Contend

Contend July 3, 2020

In the first chapter of Jude, Christians are commanded to contend for the faith. 

There were ages when this command was popular, times when fighting blood was aroused easily and without guilt. This is not such a time. We prefer “Twitter
Heroes” who abandon the faith of the Apostles, but do so 
coyly, attacking their foes by being hurt or claiming to be misunderstood after chuffing some old heresy tarted up in modern academic jargon. I fear that most of us wish to dodge the clarity and concision of Jude.*

Personally, I would prefer if Jude commanded us to think hard about the faith, consider we might be wrong, or be nicer to people with bad ideas. Pulpit fashion nowadays is not to thunder, but to emote and so this old book is offensive.

The glory of multiculturalism is when it forces me to consider new points of view and the advantage of old books comes when they have attitudes not my own. Why did a persecuted church take such strong stands? Why do I resist this attitude? 

I think partly history burdens me. The Thirty Years War and the blood of religious strife stand between me and Jude. He is harder for me to hear because he appears to justify actions that in fact would have been unthinkable to this holy man. The church he led was unburdened by the mistakes we have made. Nor is Jude to blame for the mistakes, because only an irrational man would move from taking ideas seriously, gaining needed clarity, to killing people who disagreed.

Christians have been that irrational, but that was not Jude’s fault.

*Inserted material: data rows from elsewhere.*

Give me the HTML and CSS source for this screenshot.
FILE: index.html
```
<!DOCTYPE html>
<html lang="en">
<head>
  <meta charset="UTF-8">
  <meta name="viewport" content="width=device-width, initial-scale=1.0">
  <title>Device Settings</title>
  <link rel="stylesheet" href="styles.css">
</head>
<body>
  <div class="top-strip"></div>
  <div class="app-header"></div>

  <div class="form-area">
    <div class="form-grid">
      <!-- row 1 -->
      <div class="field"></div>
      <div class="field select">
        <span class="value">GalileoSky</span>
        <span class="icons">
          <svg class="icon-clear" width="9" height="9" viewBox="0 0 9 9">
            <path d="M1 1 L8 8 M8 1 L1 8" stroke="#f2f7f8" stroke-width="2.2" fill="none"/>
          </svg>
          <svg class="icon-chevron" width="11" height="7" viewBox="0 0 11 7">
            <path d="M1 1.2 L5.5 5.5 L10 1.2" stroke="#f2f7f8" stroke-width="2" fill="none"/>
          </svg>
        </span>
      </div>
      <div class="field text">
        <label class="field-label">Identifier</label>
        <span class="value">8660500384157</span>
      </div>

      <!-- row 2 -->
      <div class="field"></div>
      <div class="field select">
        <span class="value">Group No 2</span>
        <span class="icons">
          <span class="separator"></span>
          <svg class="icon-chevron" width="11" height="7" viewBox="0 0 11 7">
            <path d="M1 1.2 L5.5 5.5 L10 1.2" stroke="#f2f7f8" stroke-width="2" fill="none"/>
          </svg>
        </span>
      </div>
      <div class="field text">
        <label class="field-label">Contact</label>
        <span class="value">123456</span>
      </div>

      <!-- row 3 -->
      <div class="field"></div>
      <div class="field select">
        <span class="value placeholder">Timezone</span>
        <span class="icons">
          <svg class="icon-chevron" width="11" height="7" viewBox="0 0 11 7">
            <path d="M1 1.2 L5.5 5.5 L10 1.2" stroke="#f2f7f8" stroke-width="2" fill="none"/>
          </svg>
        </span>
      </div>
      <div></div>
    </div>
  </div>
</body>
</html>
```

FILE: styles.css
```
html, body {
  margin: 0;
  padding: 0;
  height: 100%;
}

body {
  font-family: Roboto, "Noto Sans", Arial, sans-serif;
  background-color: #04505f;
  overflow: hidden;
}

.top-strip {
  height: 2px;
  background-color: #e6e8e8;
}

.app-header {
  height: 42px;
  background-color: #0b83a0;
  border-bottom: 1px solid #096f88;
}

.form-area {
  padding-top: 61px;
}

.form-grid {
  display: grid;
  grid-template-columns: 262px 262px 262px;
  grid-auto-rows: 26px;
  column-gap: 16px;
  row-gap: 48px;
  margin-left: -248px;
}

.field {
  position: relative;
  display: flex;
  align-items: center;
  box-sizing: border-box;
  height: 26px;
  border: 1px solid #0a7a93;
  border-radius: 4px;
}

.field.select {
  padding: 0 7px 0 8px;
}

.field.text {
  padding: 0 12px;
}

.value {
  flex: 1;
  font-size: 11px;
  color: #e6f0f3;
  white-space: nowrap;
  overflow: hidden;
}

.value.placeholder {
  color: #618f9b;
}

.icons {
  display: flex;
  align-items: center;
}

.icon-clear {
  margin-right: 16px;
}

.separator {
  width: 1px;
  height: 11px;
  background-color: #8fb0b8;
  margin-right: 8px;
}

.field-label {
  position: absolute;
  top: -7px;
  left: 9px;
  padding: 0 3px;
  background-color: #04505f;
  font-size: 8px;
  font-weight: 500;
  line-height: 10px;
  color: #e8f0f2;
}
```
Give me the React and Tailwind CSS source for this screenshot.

In fact, Jude is a perfect antidote to the intellectual vapidity of education. Jesus, we are told today, had no creed. This is true, but Paul certainly did and Jude doesn’t read like a man who would be distressed by drawing doctrinal lines. Why the difference?

Jesus was God, the Word incarnate. We can be like Him, but we cannot be Him. When the Word was around and you could see the Truth, the situation was . . . different. The Holy Spirit is now with us, and that is a good thing, but not the same kind of good thing.

Jesus drew lines by walking into a room. If you were for Him, you were an insider, if you were against Him, then you were out. Safe to say, no leader not the Son of God should emulate this personal style. 

Creeds, coupled with the Holy Spirit, act in a similar way, but with a safer division of power. Truth and grace are not merely personal, but not simply propositional.

Why draw lines at all? Why form communities where anybody can be “other?” 

God Himself draws lines, but again we are not God.

Lines must be drawn, because of human pride and hatreds. The proud man who uses “faith once delivered” for power is obvious to moderns. Less obvious is the passive-aggressive power play of those who pretend not to know what they know. 

Best reason, experience, and revelation has taught the church things over the centuries.  These truths have come as the community has reflected on the life of the church and divine wisdom. To pretend we don’t have a deposit of knowledge is a lie and to assume that our generation has “wisdom” that quickly can overturn what has believed in all places at all times is proud.

Human experience shows that when the lines are not written, they exist in an unwritten way. While I can challenge a creed, knowing when I am leaving a group, those refusing to spell out what they think soon develop unwritten rules. These unwritten structures are harder to challenge, because they don’t exist.

Such communities end up as communist states which refused to talk about class, since they were classless. They needed just one party, because they were the party of all the people. 

My experience of churches shows that if they will not contend for the faith once delivered to the apostles, they are soon contending for social norms delivered to the cool kids. 

In a free society, which Christians helped form, smaller communities with rigorous views can compete with each other. If each melts down into theological vacuity, these arguments never come to a point and the work of the Spirit is obscured. Wheat always grows with tares, but no church should set up a tare planting program. 

Facing an abuse of power from Rome, the church did not respond passively. They drew lines and challenged the establishment. Internal heresy blurred that distinction. The less powerful a church is, the more it must exercise power internally. A culturally powerful church, unlike that of the New Testament, must be cautious .  . . it is harder to escape if it goes bad. Contending for traditional Christianity can be done in a crabby and narrowing way or it can present a joyful contrast with other groups. Orthodoxy allows me to move to new issues and not keep going over “same old issues.” 

 Are we winning? Are we losing? Who knows! Who cares? Our job is to love, endure, and be saved.